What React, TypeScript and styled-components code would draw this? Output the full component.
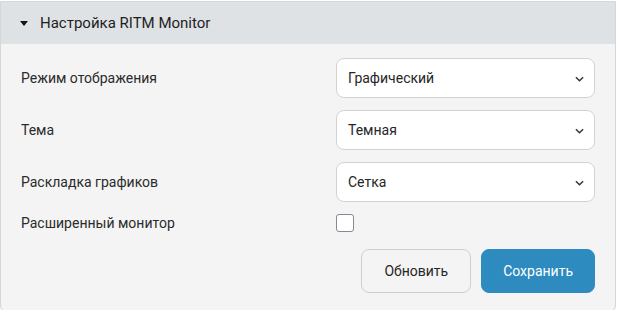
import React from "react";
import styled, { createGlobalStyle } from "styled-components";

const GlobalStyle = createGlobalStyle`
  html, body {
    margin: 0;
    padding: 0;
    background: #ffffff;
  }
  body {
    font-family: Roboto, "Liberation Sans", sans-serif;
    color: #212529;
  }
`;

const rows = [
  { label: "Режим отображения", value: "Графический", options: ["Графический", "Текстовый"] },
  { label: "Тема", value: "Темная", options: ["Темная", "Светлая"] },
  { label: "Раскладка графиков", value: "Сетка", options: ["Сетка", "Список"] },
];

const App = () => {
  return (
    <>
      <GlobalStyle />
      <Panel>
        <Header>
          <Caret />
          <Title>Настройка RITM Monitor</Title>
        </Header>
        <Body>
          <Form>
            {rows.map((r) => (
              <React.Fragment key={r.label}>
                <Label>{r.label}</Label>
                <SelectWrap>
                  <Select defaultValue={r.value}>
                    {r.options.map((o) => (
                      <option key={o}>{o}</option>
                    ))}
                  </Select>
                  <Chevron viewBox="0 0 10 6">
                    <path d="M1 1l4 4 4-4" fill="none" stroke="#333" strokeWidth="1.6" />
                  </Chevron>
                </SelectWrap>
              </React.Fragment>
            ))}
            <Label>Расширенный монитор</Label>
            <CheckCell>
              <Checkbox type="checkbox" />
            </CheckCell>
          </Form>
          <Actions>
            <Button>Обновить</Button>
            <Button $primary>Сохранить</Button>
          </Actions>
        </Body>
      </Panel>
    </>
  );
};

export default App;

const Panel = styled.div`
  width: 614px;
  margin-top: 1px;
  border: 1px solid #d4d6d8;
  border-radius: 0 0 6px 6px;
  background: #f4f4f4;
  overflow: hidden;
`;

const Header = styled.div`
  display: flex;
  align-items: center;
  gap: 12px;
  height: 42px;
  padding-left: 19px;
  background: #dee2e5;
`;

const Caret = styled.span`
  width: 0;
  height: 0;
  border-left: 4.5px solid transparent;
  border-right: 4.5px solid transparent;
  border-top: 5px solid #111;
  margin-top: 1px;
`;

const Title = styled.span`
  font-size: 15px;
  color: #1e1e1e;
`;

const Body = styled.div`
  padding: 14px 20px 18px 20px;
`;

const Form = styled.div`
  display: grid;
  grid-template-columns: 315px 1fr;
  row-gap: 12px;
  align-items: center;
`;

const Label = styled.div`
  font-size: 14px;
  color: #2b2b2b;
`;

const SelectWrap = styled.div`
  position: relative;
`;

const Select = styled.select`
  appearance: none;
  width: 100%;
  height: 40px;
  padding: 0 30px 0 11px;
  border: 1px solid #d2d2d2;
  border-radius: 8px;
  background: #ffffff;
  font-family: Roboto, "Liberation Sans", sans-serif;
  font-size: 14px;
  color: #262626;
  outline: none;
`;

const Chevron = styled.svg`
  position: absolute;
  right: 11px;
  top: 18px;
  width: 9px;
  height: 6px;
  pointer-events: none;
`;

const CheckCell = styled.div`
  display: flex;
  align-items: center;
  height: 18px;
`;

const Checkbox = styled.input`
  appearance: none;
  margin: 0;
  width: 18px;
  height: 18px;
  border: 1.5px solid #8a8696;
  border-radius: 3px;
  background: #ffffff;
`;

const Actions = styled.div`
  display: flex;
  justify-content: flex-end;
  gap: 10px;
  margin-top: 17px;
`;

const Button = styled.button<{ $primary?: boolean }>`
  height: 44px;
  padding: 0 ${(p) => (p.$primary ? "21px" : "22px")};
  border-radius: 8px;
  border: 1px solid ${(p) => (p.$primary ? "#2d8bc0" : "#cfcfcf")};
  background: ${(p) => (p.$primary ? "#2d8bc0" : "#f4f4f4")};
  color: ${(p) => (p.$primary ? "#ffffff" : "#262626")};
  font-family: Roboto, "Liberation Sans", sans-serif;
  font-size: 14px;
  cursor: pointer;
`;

+---+

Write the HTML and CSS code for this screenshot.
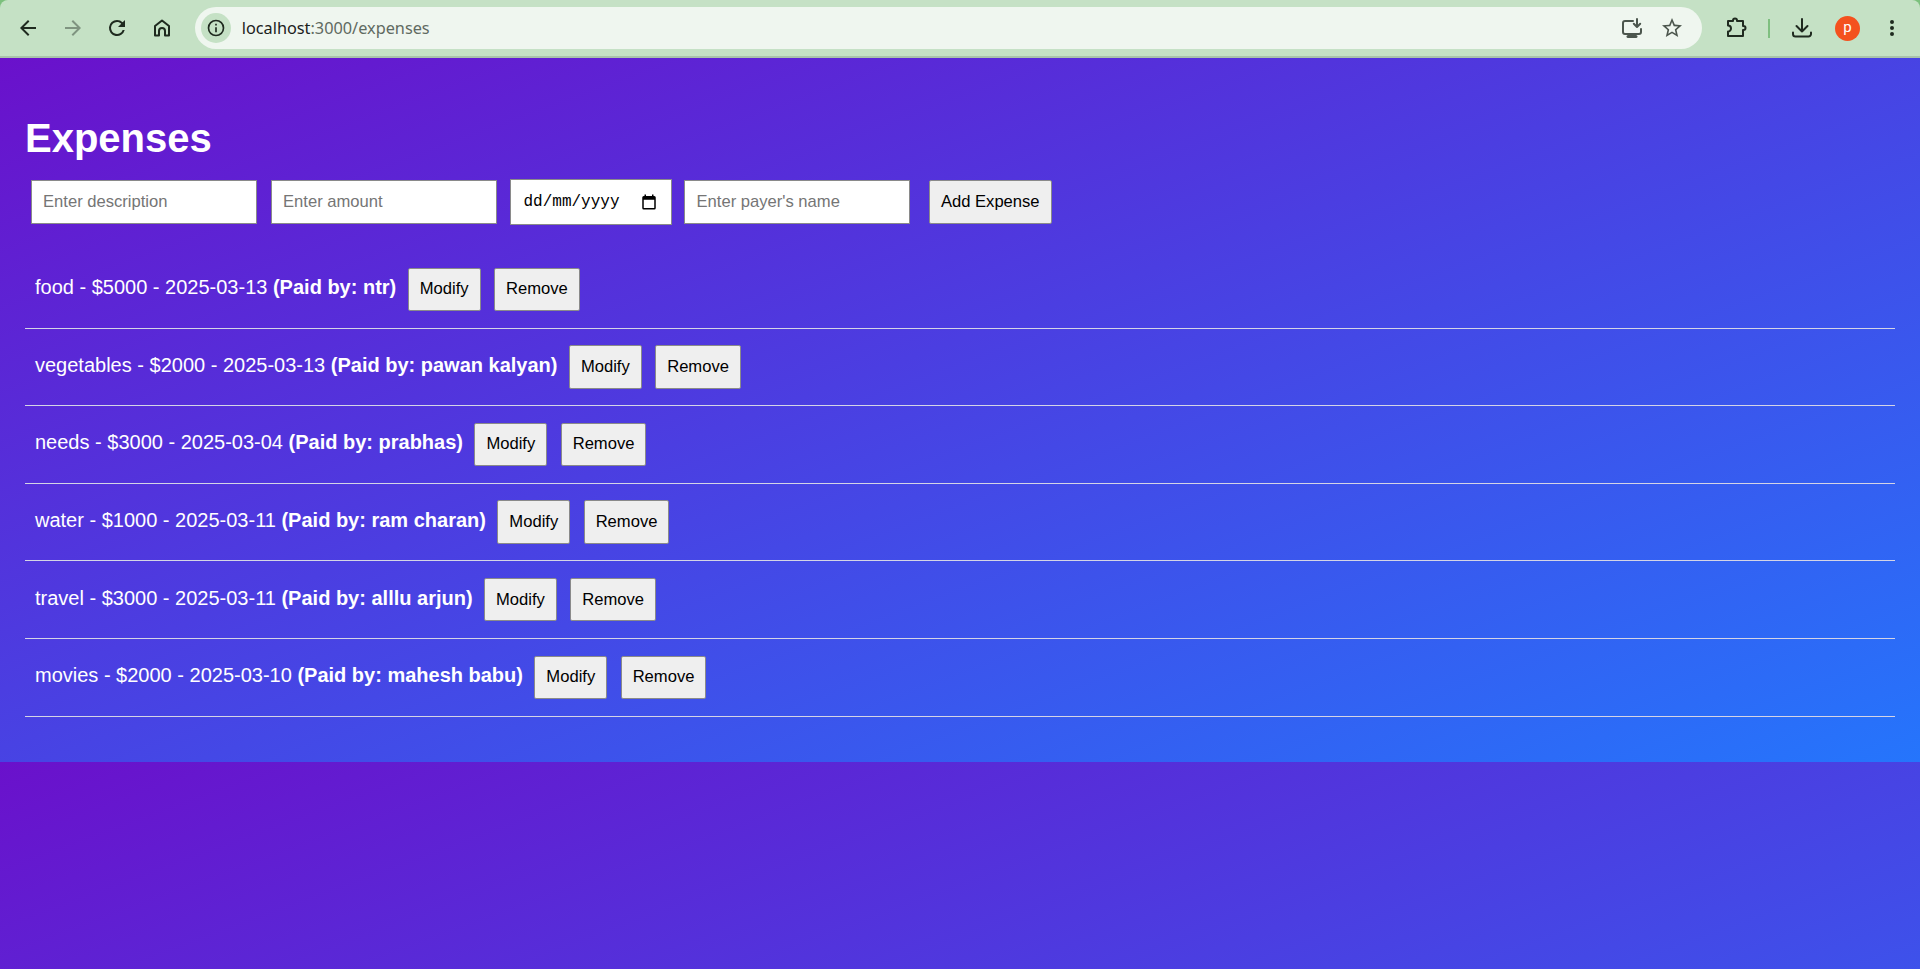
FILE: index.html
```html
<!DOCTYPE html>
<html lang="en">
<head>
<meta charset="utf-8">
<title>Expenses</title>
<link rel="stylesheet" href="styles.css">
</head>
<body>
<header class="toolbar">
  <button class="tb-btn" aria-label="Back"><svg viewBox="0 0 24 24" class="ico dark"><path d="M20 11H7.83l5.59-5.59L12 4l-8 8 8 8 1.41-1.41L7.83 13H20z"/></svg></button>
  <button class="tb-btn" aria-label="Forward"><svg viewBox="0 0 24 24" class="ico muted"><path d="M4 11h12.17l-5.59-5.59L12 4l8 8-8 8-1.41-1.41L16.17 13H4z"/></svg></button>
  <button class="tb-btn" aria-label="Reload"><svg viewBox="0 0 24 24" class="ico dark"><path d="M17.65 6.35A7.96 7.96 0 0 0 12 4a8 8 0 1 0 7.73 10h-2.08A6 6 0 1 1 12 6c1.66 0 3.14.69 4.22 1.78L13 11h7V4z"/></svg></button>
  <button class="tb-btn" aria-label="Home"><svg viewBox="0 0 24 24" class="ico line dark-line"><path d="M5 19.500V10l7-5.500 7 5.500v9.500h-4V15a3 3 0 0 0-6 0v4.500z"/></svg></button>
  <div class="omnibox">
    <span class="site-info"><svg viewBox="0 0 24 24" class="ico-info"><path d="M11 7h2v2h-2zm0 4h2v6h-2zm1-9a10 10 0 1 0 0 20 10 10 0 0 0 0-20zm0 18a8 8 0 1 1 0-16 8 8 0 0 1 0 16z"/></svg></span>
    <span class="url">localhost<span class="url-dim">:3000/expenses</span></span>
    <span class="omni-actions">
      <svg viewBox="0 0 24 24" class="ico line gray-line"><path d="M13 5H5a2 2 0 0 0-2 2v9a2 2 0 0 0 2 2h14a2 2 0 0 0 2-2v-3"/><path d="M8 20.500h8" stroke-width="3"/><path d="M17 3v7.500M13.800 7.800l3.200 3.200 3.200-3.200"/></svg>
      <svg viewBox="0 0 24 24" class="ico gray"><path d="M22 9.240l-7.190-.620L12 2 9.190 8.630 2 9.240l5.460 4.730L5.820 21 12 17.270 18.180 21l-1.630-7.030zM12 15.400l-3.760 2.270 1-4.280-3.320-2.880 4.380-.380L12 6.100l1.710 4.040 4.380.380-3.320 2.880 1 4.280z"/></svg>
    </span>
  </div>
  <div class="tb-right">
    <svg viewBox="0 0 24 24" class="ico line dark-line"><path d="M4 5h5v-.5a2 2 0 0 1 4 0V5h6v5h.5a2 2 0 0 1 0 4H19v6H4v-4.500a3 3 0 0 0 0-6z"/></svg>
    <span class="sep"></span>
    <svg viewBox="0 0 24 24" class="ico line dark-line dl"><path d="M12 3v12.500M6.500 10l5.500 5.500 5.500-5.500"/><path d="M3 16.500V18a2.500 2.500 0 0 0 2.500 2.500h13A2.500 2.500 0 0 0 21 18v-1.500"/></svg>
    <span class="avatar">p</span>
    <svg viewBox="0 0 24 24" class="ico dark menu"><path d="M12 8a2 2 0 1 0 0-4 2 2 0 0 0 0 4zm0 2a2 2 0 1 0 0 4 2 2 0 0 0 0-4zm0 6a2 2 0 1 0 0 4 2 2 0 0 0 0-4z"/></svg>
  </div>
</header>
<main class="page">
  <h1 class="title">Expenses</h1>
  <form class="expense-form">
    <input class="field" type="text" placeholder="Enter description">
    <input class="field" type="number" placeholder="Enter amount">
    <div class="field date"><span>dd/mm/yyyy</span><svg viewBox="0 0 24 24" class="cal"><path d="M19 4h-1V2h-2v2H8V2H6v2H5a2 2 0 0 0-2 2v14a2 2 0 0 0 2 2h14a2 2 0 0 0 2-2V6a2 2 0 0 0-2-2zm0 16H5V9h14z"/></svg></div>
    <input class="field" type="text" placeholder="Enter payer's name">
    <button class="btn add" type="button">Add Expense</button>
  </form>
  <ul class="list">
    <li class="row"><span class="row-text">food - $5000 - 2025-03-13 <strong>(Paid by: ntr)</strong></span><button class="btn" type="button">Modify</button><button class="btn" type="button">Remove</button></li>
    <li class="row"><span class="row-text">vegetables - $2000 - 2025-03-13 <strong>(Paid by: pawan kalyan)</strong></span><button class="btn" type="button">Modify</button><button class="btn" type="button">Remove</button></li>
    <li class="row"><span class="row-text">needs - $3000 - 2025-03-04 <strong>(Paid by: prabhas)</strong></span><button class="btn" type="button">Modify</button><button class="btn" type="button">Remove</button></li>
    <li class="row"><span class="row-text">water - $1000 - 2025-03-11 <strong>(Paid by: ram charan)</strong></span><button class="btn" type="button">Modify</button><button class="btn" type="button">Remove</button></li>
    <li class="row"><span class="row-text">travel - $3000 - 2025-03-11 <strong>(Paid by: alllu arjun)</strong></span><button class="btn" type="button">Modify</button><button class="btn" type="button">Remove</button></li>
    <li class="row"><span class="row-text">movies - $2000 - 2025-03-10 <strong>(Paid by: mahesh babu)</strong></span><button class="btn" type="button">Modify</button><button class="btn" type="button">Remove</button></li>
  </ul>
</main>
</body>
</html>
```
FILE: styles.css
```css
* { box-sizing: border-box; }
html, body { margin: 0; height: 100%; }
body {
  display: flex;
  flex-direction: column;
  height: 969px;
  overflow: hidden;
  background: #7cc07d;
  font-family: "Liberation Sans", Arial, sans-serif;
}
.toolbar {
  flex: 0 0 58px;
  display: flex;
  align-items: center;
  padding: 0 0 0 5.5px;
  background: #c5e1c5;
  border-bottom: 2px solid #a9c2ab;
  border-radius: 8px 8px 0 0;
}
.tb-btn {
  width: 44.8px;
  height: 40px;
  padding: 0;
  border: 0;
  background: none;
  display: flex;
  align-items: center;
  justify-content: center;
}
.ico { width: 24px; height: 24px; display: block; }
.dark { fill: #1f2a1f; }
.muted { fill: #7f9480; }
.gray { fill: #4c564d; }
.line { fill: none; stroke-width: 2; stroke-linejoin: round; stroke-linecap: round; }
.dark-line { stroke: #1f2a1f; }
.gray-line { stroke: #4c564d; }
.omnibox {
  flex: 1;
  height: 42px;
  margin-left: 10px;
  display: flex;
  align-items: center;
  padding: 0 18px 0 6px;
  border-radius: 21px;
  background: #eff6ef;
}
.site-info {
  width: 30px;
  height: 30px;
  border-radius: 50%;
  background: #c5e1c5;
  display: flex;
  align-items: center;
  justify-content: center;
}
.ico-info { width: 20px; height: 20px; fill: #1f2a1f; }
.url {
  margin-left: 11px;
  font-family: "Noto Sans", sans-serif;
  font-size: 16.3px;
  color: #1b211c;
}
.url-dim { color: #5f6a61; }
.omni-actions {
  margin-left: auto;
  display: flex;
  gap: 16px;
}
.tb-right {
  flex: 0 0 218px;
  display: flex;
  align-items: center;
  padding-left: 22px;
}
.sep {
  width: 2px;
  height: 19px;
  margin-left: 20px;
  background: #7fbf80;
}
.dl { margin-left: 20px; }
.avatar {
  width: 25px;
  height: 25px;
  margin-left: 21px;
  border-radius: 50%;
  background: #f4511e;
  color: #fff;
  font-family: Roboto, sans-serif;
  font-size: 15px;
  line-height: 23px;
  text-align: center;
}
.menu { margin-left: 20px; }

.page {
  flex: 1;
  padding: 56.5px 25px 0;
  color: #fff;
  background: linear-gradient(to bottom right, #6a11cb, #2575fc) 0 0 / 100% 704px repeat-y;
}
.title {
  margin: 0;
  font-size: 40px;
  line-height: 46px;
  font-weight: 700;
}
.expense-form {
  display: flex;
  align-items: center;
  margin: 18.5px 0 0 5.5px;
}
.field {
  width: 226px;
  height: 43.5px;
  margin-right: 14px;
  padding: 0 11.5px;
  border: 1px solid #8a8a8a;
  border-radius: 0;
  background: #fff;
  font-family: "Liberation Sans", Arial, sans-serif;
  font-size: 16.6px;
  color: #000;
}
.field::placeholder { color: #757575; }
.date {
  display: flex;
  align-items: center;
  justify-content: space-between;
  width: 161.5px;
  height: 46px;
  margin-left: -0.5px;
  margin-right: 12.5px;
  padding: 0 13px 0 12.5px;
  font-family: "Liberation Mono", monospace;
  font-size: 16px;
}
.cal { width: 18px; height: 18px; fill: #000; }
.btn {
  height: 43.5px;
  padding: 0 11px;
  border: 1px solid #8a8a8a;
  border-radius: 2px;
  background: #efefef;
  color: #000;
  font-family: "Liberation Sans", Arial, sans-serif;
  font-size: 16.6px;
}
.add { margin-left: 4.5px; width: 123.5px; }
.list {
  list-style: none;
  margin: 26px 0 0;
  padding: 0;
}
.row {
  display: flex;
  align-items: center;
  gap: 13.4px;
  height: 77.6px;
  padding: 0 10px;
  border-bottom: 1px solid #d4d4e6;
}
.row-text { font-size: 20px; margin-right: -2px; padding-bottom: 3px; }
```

+---+

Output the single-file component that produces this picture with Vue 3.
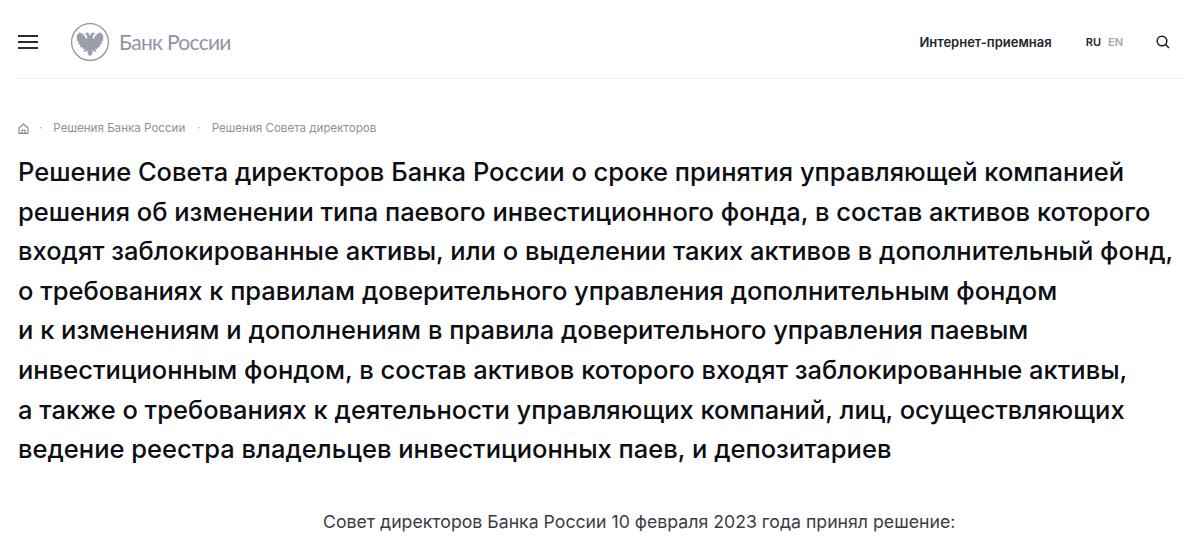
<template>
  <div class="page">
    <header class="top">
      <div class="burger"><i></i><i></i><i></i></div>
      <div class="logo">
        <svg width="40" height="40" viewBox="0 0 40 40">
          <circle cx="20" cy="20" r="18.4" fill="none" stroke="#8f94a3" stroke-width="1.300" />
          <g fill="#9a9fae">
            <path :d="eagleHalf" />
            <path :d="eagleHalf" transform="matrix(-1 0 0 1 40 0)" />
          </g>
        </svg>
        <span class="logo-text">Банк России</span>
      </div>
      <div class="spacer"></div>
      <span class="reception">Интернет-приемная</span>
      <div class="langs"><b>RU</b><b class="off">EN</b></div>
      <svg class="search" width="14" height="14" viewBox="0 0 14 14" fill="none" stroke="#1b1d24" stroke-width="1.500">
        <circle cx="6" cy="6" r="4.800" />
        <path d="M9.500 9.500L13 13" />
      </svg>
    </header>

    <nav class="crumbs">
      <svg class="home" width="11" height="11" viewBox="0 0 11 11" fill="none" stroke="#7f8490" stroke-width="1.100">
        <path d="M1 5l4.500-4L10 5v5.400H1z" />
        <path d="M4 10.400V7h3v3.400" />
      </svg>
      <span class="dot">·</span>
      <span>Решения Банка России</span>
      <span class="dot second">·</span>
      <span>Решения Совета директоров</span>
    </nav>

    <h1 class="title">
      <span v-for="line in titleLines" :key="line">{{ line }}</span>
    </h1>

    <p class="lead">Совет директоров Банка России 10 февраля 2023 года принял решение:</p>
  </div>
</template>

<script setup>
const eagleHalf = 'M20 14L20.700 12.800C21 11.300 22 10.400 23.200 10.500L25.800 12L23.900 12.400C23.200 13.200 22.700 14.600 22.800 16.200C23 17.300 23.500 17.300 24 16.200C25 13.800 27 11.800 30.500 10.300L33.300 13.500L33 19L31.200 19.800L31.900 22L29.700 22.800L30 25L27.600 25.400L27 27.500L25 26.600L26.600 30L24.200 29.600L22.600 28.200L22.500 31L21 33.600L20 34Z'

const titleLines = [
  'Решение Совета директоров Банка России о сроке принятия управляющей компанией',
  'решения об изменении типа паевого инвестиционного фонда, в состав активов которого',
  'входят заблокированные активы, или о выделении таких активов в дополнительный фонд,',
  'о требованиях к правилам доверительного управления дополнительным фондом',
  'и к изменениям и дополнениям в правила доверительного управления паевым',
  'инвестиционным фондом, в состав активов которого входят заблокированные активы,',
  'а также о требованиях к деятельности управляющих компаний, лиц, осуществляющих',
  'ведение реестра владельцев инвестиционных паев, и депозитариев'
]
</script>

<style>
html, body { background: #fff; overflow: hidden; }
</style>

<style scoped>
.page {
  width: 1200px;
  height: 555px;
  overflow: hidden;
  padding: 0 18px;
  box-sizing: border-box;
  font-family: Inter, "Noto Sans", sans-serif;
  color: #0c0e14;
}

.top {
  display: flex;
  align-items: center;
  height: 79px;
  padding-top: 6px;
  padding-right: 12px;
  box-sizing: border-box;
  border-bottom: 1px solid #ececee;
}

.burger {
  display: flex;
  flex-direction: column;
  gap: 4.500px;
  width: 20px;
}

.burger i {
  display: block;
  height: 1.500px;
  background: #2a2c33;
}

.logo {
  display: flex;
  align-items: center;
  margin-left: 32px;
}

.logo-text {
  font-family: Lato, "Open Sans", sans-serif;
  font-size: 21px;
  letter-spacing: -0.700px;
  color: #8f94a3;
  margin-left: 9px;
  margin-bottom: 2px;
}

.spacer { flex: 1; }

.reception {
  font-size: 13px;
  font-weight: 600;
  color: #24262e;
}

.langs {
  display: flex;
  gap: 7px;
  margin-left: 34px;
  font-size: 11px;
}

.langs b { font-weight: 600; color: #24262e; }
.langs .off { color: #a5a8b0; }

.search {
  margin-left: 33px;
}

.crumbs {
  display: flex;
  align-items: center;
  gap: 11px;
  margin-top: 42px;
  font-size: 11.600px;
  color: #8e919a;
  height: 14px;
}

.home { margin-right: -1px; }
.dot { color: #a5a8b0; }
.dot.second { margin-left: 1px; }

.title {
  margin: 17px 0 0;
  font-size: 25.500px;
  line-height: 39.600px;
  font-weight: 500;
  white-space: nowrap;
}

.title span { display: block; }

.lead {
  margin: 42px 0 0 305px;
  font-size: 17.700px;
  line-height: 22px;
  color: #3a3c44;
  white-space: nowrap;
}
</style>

+---+

- What needs to be done -
Only the lines from the one with "Output the single-file" down to the one with "</template>" belong in your copy, both ends included; write them out exactly and skip any pictures.

- Result -
Output the single-file component that produces this picture with Vue 3.
<template>
  <div class="page">
    <header class="top">
      <div class="burger"><i></i><i></i><i></i></div>
      <div class="logo">
        <svg width="40" height="40" viewBox="0 0 40 40">
          <circle cx="20" cy="20" r="18.4" fill="none" stroke="#8f94a3" stroke-width="1.300" />
          <g fill="#9a9fae">
            <path :d="eagleHalf" />
            <path :d="eagleHalf" transform="matrix(-1 0 0 1 40 0)" />
          </g>
        </svg>
        <span class="logo-text">Банк России</span>
      </div>
      <div class="spacer"></div>
      <span class="reception">Интернет-приемная</span>
      <div class="langs"><b>RU</b><b class="off">EN</b></div>
      <svg class="search" width="14" height="14" viewBox="0 0 14 14" fill="none" stroke="#1b1d24" stroke-width="1.500">
        <circle cx="6" cy="6" r="4.800" />
        <path d="M9.500 9.500L13 13" />
      </svg>
    </header>

    <nav class="crumbs">
      <svg class="home" width="11" height="11" viewBox="0 0 11 11" fill="none" stroke="#7f8490" stroke-width="1.100">
        <path d="M1 5l4.500-4L10 5v5.400H1z" />
        <path d="M4 10.400V7h3v3.400" />
      </svg>
      <span class="dot">·</span>
      <span>Решения Банка России</span>
      <span class="dot second">·</span>
      <span>Решения Совета директоров</span>
    </nav>

    <h1 class="title">
      <span v-for="line in titleLines" :key="line">{{ line }}</span>
    </h1>

    <p class="lead">Совет директоров Банка России 10 февраля 2023 года принял решение:</p>
  </div>
</template>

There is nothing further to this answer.